Last week, we were thrilled when students took the final step in the year-long process of Student Activities Fee Endowment reform by voting in favor of all three proposals.
Georgetown University Student Association President Mike Meaney (SFS ’12) and Vice President Greg Laverriere (COL ’12) should be applauded, along with the GUSA senate, for encouraging openness and transparency throughout the year. This progress suggests GUSA is ready to take on an expanded role in campus affairs. By increasing voter thresholds for elections and referendum, GUSA can boost its legitimacy in the eyes of both students and administrators, making the case for its inclusion in an even greater range of university decisions.
SAFE reform, which culminated in last week’s referendum, was conducted with admirable professionalism. GUSA held multiple town halls, solicited proposals and whittled them down to three viable options. It is the first time in years that students have had official control over a sizable chunk of university funding.
Just as impressive is the relatively high voter turnout GUSA managed to generate: over 2,500 students voted on each issue, exceeding the 2,000-vote threshold imposed for the referendum. In fact, the vote totals are comparable to the number cast in the student body presidential elections of recent years, which have also experienced growth in turnout.
But this year’s success implies that GUSA can progress further. With a significant portion of the undergraduate body now taking part in student body-wide referenda and elections, it might be time to reconsider threshold levels. This year, after the 2,000-vote minimum was reached, a proposal needed a simple majority to pass. In theory, any one of the proposals could have passed with 1,001 “yes” votes, which would represent the support of less than one-seventh of the undergraduate student body.
There is no doubt that last week’s student body vote was valid. More than 85 percent of the votes cast for each proposal were positive, and none of the proposals had more than 350 detractors. But with a precedent of high student turnout now firmly established, it would make sense to give any future referendum even more legitimacy by establishing a “yes” vote threshold rather than a total vote threshold.
We are suggesting a system by which a certain number of votes in favor would be required, perhaps around 1,500, for a referendum to pass. This system would only add to GUSA’s legitimacy, and its recommendation shouldn’t be taken as a criticism of the organization but as a compliment to the work done so far. We believe that GUSA has reached a point where it functions well enough to take on larger university issues that could improve student life even more.
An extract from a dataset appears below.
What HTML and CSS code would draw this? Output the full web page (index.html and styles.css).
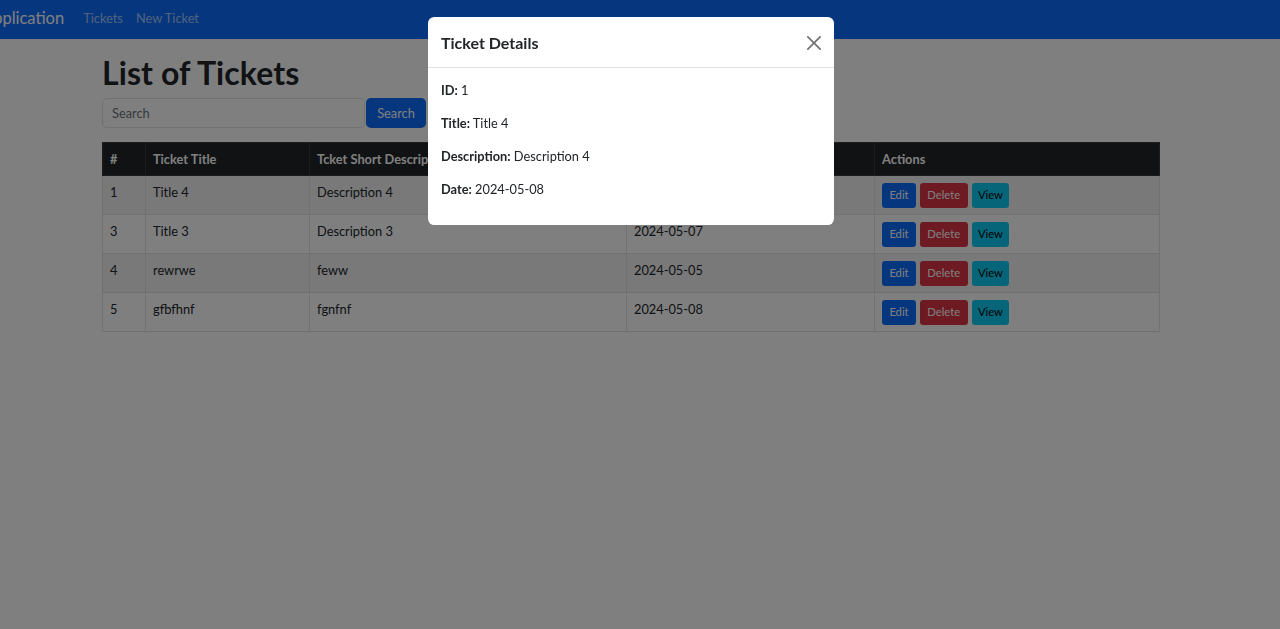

Despite some of the criticisms that GUSA has received over the past few years, there is no denying the success it has attained with this latest SAFE referendum. We are proud to have seen our student body leadership come such a long way, and we look forward to seeing the benefits of the passed proposals. But most importantly, we hope GUSA will be able to sustain and build upon established levels of participation and dialogue with voters in years to come.